It’s been nearly one year since the Unite the Right rally in Charlottesville, Virginia, which left one counter-protester dead and dozens wounded. But while white nationalist Jason Kessler’s attempts to organize a sequel of equal size have largely been a flop, a far-right rally in Portland, Oregon this Saturday has the potential to turn extremely violent.
The rally is the latest in a series of demonstrations organized by the group Patriot Prayer, led by longshot Senate candidate Joey Gibson, who once described himself as a “moderate libertarian.” Patriot Prayer have maintained the rallies are about free-speech and defending freedom in a predominately liberal city. In reality though, the rallies have essentially served as fronts for far-right groups to face off with and goad counter-protesters, often with violent results.
On June 30, a Patriot Prayer rally descended into a riot when Gibson’s supporters started brawling with anti-fascist counter-protesters. Police eventually arrested nine and used non-lethal ammunition against counter-protesters. The far-right Proud Boys were also present, and video circulated in wake of that riot showed one Proud Boy follower dropping an antifa counter-protester with a single punch.
The repeated face-offs have drawn the attention of other far-right factions and figures across the United States. Conspiracy theorist and right-wing radio hose Alex Jones has promised to send reporters to cover the event, and said that he “might even come.”
The violence hasn’t just been confined to pitched street-battles during the events either. On June 16, Tusitala “Tiny” Toese, who is aligned with the Proud Boys and a frequent figure at Portland far-right rallies, allegedly punched a man in the face near an area shopping mall, following a confrontation over pro-Trump slogans. Jeremy Christian, who is awaiting trial for allegedly killing two men in Portland after they tried to stop him racially abusing train commuters last April, was also present at one of Patriot Prayer’s rallies, although the group denied any association.

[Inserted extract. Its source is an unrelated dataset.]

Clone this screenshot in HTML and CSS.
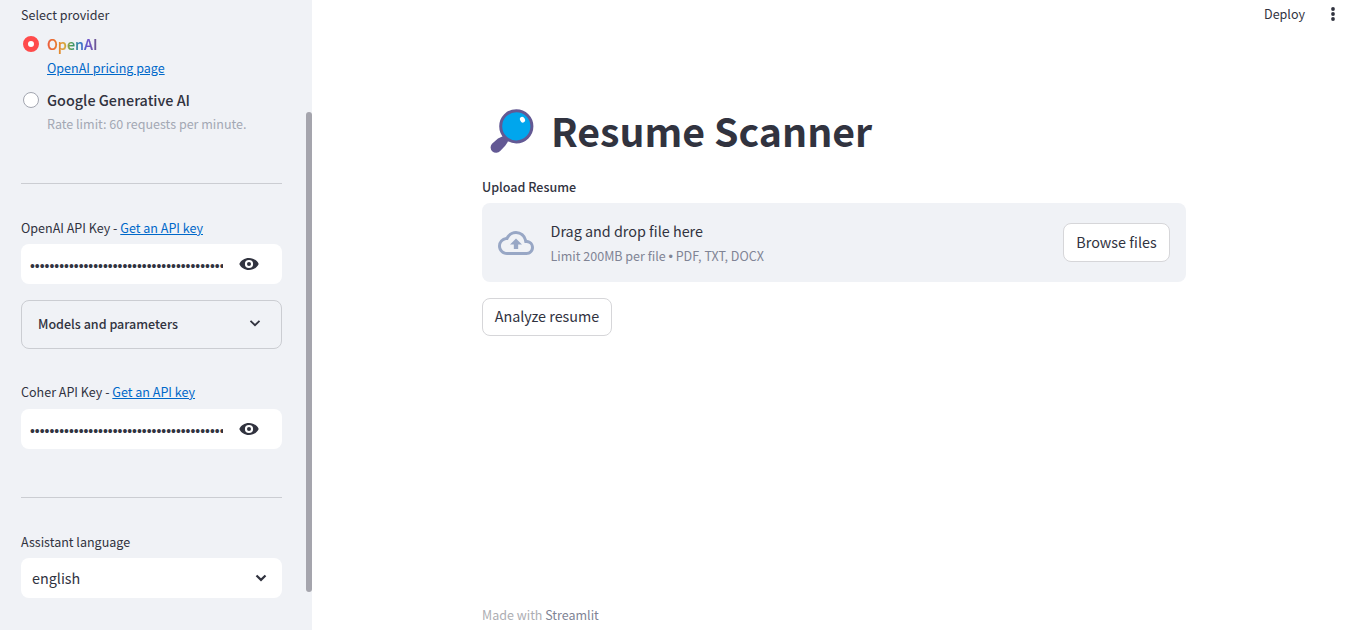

To make matters worse, Gibson has moved the site of Saturday’s rally to a location which would allow those with a valid Oregon concealed carry permit to bring handguns — although Gibson himself has said he will not be armed. He has maintained however that he will have armed security on buses transporting Patriot Prayer supporters from Vancouver, Washington, where Gibson is based.
In a bizarre twist, Gibson has promised, along with a “select group” of Proud Boys, to disguise himself as antifa and use a Go-Pro camera to document antifa’s alleged “criminal acts.” Whether this will actually happen or not remains to be seen — it seems unlikely Gibson would sacrifice any publicity Patriot Prayer might receive by spending the day disguised among anti-fascists.
— PDX Mike Bivins (@itsmikebivins) August 3, 2018
For their part, antifa members told the Daily Beast they hoped Saturday would mark the last of the clashes. “The general thing we’re looking for on Saturday is a large block of the community to come out and tell these groups that enough is enough,” a representative from Rose City Antifa said. “The violence and threats they’re carrying out against the Portland community need to stop.”
Police will undoubtedly be out in force on Saturday to ensure that there is no repeat of the June 30 violence or, even worse, the violence seen at Charlottesville last year. But the combustible mix means that clashes are a very real possibility.